Given the two acquisitions that were not previously accounted for in the model, I would assume you are correct. However, please note that the model encompasses not only top-line revenue but also profitability and cost structures related to the targets. Once we update the model, we can provide a more comprehensive overview that accounts for all these moving parts.

Speaker 7

That's very helpful. I'm thinking in terms of the $0.62 to $0.87 in earnings that the model indicates for $80 million to $85 million in revenues; we should recognize that the model isn't entirely considering everything, and the two acquisitions are accretive to that model. So, that's directionally the way to think about it?

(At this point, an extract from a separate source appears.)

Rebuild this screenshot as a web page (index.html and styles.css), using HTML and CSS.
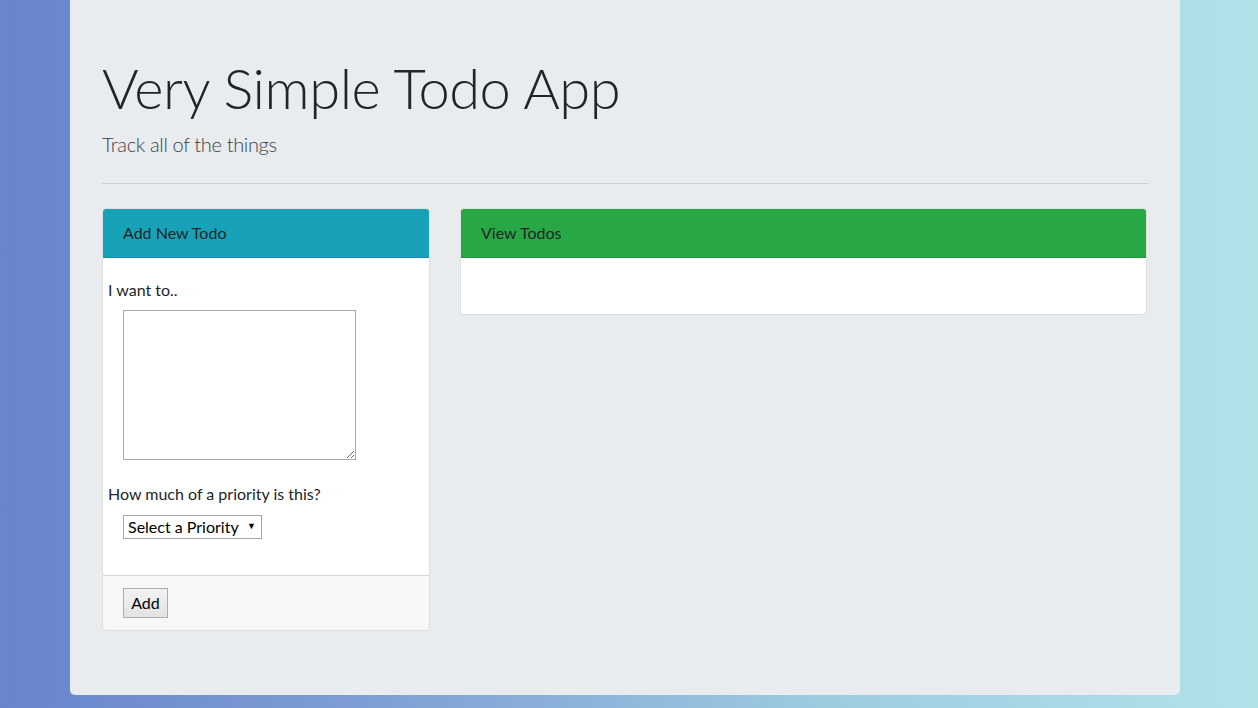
FILE: index.html
```html
<!DOCTYPE html>
<html lang="en">
<head>
<meta charset="utf-8">
<title>Very Simple Todo App</title>
<link rel="stylesheet" href="styles.css">
</head>
<body>
<div class="page">
  <div class="jumbotron">
    <h1 class="title">Very Simple Todo App</h1>
    <p class="lead">Track all of the things</p>
    <hr class="divider">
    <div class="row">
      <div class="card">
        <div class="card-header header-info">Add New Todo</div>
        <div class="card-body add-body">
          <label class="field-label" for="todo">I want to..</label>
          <textarea id="todo" class="todo-text"></textarea>
          <label class="field-label second" for="prio">How much of a priority is this?</label>
          <div class="select-wrap">
            <select id="prio" class="prio-select">
              <option>Select a Priority</option>
            </select>
            <span class="select-arrow">&#9660;</span>
          </div>
        </div>
        <div class="card-footer">
          <button class="add-btn" type="button">Add</button>
        </div>
      </div>
      <div class="card card-view">
        <div class="card-header header-success">View Todos</div>
        <div class="card-body view-body"></div>
      </div>
    </div>
  </div>
</div>
</body>
</html>
```

FILE: styles.css
```css
html, body {
  margin: 0;
  padding: 0;
  height: 100%;
}
body {
  background: linear-gradient(to right, #6784cd 0%, #7e9fd4 30%, #9ccbe0 65%, #b0e3e8 100%);
  font-family: "Lato", "Open Sans", sans-serif;
  font-size: 16px;
  color: #212529;
  overflow: hidden;
}
.page {
  padding-left: 70px;
}
.jumbotron {
  width: 1110px;
  box-sizing: border-box;
  background: #e9ecef;
  padding: 54px 32px 64px 32px;
  border-radius: 0 0 5px 5px;
}
.title {
  margin: 0 0 8px 0;
  font-size: 56px;
  line-height: 67px;
  font-weight: 300;
  letter-spacing: -0.45px;
  color: #212529;
}
.lead {
  margin: 0;
  font-size: 20px;
  line-height: 30px;
  font-weight: 300;
  letter-spacing: -0.35px;
  color: #3a3f45;
}
.divider {
  margin: 24px 0 0 0;
  border: 0;
  border-top: 1px solid rgba(0,0,0,0.12);
  height: 0;
}
.row {
  margin-top: 24px;
  display: grid;
  grid-template-columns: 328px 687px;
  gap: 30px;
  align-items: start;
}
.card {
  background: #fff;
  border: 1px solid rgba(0,0,0,0.125);
  border-radius: 4px;
  overflow: hidden;
  display: flex;
  flex-direction: column;
}
.card-header {
  padding: 12px 20px;
  line-height: 24px;
  border-bottom: 1px solid rgba(0,0,0,0.125);
  color: #212529;
}
.header-info { background: #17a2b8; }
.header-success { background: #28a745; }
.card-body {
  display: flex;
  flex-direction: column;
  align-items: flex-start;
}
.add-body {
  padding: 20px 0 36px 0;
}
.field-label {
  margin-left: 5px;
  line-height: 24px;
}
.field-label.second {
  margin-top: 22px;
}
.todo-text {
  margin: 8px 0 0 20px;
  width: 233px;
  height: 150px;
  box-sizing: border-box;
  border: 1px solid #a9a9a9;
  border-radius: 0;
  padding: 2px;
  font-family: "Liberation Mono", monospace;
}
.select-wrap {
  position: relative;
  margin: 9px 0 0 20px;
}
.prio-select {
  appearance: none;
  -webkit-appearance: none;
  width: 139px;
  height: 24px;
  box-sizing: border-box;
  border: 1px solid #a6a6a6;
  border-radius: 0;
  background: #fff;
  padding: 0 0 2px 4px;
  font-family: "Lato", "Open Sans", sans-serif;
  font-size: 16px;
  color: #000;
}
.select-arrow {
  position: absolute;
  right: 6px;
  top: 6px;
  font-size: 9px;
  line-height: 10px;
  color: #000;
  pointer-events: none;
}
.card-footer {
  padding: 12px 20px;
  background: #f7f7f7;
  border-top: 1px solid rgba(0,0,0,0.125);
}
.add-btn {
  display: block;
  width: 45px;
  height: 30px;
  padding: 0 0 1px 0;
  border: 1px solid #adadad;
  border-radius: 0;
  background: linear-gradient(#f2f2f2, #e3e3e3);
  font-family: "Lato", "Open Sans", sans-serif;
  font-size: 16px;
  color: #000;
}
.view-body {
  height: 56px;
}
```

You're correct. The model did account for organic growth only, which means for every additional incremental revenue, a set percentage drops into the pre-tax level. Once we incorporate those two acquisitions, we need to factor in not only top-line revenue but fixed costs and SG&A costs associated with those companies. Therefore, a revision is necessary and will be provided.

Speaker 7

Great, thank you. And thank you for pursuing acquisitions that are accretive and beneficial to the model.

Thank you.

Operator

The next question is a follow-up from John Franzreb with Sidoti and Company. Please go ahead.

Speaker 4

Actually, it’s very much along the lines of the last two questions. I was going to ask how the accretive acquisitions alter that 30% to 50% incremental operating margin. So, to answer or not depending on how you feel comfortable?

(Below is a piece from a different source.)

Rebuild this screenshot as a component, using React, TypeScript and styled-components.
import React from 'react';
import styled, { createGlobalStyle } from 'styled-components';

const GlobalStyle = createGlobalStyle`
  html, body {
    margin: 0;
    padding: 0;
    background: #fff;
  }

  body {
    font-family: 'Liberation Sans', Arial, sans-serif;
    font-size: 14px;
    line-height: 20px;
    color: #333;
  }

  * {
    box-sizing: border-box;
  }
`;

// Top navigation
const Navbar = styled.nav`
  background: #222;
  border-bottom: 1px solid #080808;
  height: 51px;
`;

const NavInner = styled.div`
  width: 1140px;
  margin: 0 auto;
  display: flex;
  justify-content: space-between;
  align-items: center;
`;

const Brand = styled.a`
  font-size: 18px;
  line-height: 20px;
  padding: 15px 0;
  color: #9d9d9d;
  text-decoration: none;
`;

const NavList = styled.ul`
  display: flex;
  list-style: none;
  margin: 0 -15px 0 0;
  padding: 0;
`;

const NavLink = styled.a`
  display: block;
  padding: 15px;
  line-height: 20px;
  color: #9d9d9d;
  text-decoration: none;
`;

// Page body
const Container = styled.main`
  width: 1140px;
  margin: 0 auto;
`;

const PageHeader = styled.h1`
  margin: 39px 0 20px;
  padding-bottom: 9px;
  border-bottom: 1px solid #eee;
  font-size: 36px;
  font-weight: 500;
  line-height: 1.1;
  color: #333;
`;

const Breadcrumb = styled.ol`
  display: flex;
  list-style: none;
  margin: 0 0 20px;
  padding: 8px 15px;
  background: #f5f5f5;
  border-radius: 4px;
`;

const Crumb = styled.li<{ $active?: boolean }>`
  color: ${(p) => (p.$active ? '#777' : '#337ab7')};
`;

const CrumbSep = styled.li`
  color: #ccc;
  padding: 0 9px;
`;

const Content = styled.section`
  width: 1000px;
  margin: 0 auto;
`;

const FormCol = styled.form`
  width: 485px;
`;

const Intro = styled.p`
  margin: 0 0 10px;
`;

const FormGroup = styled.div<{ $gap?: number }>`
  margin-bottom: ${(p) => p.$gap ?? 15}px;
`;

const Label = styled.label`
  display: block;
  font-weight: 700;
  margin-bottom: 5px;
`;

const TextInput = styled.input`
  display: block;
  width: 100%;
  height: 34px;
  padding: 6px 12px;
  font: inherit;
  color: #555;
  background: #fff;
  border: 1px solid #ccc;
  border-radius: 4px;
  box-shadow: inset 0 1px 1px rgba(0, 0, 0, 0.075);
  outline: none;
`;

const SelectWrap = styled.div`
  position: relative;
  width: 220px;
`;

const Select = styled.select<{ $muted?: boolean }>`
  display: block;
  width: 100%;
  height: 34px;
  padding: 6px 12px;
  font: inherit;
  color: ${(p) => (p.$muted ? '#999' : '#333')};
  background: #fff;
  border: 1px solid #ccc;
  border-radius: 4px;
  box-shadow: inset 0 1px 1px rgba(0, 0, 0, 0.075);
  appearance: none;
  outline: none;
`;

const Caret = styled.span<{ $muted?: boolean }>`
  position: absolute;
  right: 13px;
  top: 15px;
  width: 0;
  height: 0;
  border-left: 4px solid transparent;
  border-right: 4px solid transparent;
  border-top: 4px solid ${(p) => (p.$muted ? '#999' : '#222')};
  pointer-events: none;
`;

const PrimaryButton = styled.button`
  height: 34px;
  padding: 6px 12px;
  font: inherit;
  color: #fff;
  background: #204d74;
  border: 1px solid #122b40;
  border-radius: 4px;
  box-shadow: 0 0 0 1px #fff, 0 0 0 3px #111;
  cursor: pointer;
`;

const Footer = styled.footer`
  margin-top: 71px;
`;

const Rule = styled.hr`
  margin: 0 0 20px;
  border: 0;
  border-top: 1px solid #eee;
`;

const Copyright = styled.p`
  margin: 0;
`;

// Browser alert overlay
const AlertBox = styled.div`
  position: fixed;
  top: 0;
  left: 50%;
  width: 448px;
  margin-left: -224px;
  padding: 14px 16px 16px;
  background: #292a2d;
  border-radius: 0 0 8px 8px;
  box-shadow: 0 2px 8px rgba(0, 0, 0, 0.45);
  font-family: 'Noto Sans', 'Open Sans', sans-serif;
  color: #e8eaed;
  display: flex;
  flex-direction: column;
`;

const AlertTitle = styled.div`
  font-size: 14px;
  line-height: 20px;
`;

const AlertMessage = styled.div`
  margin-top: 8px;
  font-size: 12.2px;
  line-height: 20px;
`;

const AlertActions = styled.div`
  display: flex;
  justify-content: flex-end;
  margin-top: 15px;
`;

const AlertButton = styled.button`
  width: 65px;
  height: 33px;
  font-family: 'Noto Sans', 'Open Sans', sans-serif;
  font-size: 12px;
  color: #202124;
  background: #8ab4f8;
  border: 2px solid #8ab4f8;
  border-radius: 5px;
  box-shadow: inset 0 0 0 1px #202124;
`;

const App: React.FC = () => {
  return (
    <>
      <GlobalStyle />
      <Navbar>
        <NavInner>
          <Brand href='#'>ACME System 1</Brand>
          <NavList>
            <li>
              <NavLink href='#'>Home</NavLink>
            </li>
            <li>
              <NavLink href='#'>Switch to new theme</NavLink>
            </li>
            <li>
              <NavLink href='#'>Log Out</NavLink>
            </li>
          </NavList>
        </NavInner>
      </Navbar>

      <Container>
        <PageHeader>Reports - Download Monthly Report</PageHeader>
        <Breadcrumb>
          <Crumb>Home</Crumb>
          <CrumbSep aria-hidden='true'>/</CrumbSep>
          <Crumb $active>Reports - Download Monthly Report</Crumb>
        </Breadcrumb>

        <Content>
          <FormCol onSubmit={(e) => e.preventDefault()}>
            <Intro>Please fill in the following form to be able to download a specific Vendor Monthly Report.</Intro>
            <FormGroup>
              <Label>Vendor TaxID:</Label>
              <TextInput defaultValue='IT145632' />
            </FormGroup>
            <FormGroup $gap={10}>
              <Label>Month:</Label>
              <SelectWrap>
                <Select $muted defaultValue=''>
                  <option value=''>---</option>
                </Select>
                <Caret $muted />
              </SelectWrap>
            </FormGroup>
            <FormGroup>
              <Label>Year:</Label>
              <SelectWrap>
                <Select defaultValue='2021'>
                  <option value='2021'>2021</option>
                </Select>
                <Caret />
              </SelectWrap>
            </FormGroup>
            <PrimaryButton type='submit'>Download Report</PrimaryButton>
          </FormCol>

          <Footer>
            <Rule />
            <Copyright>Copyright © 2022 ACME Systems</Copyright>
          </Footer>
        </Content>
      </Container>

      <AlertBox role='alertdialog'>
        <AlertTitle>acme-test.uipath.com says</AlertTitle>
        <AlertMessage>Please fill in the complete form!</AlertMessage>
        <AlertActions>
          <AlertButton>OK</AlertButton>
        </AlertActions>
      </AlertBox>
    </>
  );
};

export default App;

We will need to revise the model. Currently, it does not account for those acquisitions or the updated exchange rates. Therefore, the top-line revenue does not correlate to bottom-line profitability in respect to the model. We simply have to revise it.

Speaker 4

Okay, that was my follow-up question. But the revision sounds like a good thing. Congratulations.

Thank you.

Operator

This concludes our question-and-answer session. I would like to turn the conference back over to Steve Cantor for any closing remarks.

Speaker 1

Thank you. Before concluding, I want to note that we will be participating in a number of investor conferences in September, including the Sidoti, Colliers, and D.A. Davidson conferences. We will be posting some information about that on our website. With that, I’d like to thank you all for joining our call and have a good day.

Operator

The conference has now concluded. Thank you for attending today’s presentation. You may now disconnect.